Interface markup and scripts
= = =

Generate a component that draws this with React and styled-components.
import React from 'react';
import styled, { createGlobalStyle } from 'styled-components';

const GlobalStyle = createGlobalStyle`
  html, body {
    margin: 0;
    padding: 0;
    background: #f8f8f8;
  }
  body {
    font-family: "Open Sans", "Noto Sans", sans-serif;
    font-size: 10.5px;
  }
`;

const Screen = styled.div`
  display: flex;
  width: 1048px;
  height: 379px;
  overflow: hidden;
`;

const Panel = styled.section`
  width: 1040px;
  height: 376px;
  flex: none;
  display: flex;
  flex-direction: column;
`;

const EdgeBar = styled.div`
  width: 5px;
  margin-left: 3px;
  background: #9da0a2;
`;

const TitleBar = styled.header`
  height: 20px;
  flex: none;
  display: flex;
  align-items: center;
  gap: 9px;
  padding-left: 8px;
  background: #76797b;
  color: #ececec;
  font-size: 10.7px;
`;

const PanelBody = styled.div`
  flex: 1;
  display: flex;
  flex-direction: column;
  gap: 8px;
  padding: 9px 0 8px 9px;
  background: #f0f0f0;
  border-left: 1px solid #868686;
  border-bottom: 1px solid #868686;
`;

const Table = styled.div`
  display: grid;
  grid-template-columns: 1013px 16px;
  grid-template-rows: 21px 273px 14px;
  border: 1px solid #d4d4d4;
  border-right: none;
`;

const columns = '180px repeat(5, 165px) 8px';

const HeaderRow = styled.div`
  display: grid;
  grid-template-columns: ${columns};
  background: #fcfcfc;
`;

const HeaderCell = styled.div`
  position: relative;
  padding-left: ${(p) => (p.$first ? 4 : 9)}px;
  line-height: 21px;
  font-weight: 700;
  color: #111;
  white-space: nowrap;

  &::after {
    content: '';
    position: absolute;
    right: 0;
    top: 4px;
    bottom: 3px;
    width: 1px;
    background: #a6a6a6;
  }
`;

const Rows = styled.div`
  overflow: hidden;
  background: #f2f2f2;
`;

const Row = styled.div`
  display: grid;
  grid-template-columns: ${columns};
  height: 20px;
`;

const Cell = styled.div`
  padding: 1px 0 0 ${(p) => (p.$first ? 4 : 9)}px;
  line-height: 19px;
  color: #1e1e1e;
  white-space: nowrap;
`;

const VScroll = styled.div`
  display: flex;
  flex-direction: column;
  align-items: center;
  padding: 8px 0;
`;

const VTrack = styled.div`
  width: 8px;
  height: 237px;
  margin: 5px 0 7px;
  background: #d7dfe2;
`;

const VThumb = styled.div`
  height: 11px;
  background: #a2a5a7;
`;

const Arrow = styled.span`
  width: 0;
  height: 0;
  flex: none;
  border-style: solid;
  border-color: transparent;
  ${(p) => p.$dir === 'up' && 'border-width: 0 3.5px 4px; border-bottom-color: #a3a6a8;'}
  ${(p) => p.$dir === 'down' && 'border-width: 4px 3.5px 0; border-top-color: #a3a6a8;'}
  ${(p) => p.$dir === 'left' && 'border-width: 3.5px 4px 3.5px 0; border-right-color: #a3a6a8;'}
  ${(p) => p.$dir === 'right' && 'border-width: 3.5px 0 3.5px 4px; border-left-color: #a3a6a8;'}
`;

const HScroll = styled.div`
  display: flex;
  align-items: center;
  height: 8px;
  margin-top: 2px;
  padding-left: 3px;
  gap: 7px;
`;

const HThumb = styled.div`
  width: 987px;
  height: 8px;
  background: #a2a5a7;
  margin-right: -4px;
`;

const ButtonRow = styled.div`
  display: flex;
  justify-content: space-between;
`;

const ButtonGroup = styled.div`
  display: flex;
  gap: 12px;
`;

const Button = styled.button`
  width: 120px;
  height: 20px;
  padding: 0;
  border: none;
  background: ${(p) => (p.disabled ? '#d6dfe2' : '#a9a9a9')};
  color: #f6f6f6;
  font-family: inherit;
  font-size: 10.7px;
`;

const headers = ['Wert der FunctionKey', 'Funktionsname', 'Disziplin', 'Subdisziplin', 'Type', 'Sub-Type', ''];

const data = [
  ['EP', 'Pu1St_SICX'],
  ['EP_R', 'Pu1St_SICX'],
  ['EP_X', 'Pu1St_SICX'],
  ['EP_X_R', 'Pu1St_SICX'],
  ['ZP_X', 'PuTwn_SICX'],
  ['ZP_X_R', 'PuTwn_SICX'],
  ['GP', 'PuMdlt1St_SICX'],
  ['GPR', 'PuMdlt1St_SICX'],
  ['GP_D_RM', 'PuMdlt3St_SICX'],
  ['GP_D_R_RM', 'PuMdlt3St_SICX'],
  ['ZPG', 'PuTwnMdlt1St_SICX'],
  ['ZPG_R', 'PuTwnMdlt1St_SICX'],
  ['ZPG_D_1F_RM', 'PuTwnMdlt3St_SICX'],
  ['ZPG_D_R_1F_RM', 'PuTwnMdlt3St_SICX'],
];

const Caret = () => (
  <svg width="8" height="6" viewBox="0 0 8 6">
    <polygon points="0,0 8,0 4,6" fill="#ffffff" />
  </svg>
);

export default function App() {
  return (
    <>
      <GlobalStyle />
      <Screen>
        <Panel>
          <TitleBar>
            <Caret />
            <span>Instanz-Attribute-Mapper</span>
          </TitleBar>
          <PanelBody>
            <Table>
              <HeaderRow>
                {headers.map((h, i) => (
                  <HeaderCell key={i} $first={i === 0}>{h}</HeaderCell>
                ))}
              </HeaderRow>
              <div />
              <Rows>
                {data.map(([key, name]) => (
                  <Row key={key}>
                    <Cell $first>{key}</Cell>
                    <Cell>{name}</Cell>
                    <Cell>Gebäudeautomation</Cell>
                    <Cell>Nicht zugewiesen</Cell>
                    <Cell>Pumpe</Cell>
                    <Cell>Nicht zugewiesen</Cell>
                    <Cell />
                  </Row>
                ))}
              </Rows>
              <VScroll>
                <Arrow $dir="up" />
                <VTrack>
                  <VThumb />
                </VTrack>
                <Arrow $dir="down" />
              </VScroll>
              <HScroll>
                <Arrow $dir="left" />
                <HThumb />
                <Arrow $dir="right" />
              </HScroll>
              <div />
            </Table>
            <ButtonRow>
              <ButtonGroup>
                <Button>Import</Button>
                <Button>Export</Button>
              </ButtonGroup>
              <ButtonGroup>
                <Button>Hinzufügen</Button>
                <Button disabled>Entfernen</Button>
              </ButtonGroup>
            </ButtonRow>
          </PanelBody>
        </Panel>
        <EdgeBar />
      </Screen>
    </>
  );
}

= = =

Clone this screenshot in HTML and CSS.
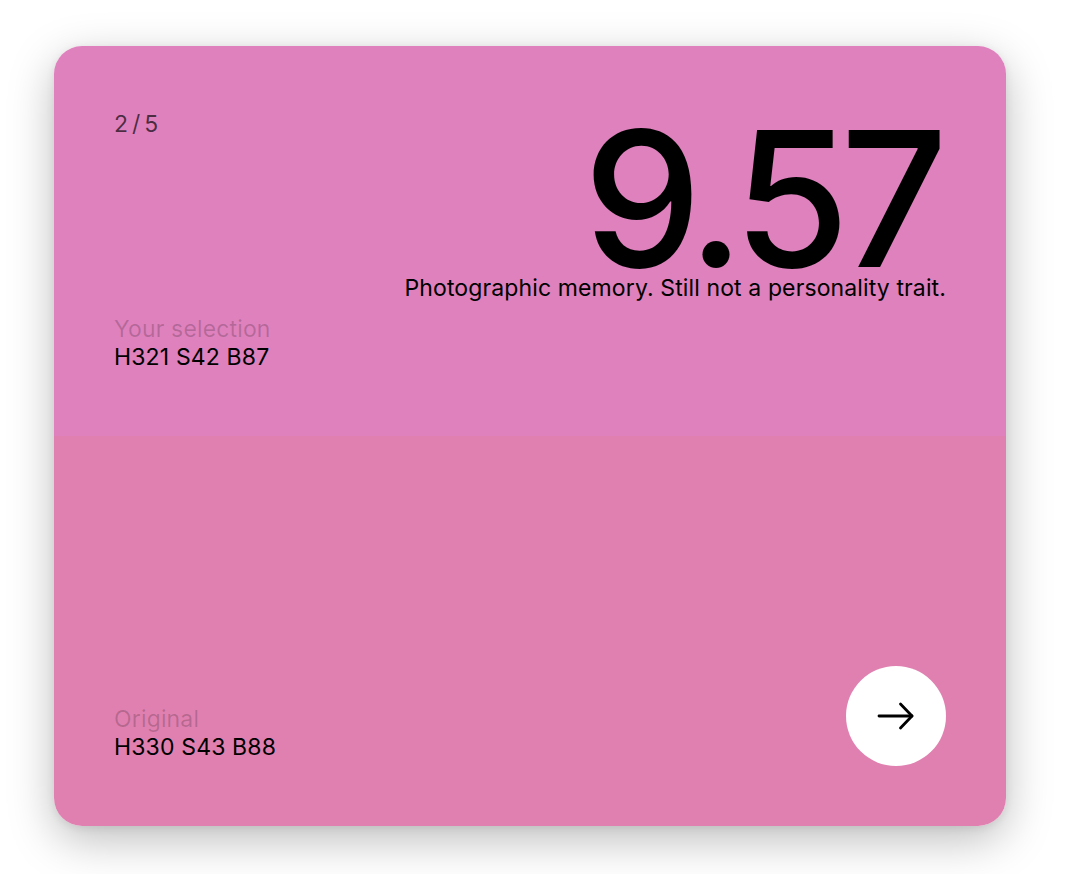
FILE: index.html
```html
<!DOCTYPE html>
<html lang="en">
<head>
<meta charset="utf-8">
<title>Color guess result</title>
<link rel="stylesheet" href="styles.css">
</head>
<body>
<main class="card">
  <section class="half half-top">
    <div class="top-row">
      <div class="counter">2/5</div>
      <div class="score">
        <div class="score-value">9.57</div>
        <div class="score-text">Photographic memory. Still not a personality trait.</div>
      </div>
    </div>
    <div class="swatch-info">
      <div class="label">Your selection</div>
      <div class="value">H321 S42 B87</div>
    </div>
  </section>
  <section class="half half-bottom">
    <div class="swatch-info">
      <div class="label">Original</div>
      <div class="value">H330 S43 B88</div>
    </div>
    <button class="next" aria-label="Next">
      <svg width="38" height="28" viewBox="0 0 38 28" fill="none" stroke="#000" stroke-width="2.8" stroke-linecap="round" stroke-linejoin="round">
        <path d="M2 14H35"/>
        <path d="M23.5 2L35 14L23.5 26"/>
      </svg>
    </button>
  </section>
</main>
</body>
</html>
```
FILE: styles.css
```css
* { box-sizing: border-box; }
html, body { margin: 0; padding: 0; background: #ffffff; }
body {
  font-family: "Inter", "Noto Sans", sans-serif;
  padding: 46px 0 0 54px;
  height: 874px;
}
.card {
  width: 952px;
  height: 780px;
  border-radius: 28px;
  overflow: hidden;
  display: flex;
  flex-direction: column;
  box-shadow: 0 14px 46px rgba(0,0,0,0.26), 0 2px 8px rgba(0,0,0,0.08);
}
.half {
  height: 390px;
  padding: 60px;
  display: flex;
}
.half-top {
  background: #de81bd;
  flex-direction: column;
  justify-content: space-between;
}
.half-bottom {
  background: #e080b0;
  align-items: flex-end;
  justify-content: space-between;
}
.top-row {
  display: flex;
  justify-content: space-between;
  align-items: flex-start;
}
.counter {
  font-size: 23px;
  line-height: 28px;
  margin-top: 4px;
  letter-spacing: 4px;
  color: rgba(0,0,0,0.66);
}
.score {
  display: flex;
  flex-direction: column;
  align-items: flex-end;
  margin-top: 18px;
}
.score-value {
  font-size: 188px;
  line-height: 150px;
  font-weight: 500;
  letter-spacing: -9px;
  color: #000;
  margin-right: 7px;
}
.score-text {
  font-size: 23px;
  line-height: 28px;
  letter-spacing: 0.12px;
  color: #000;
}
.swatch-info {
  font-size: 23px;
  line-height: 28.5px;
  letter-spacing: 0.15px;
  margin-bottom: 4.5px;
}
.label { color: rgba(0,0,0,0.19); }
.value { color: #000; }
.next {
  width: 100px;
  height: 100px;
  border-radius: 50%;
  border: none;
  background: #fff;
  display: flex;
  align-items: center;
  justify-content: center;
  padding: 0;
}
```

= = =

Return each line in the records that holds the string "React".

Generate a component that draws this with React and styled-components.
import React from 'react';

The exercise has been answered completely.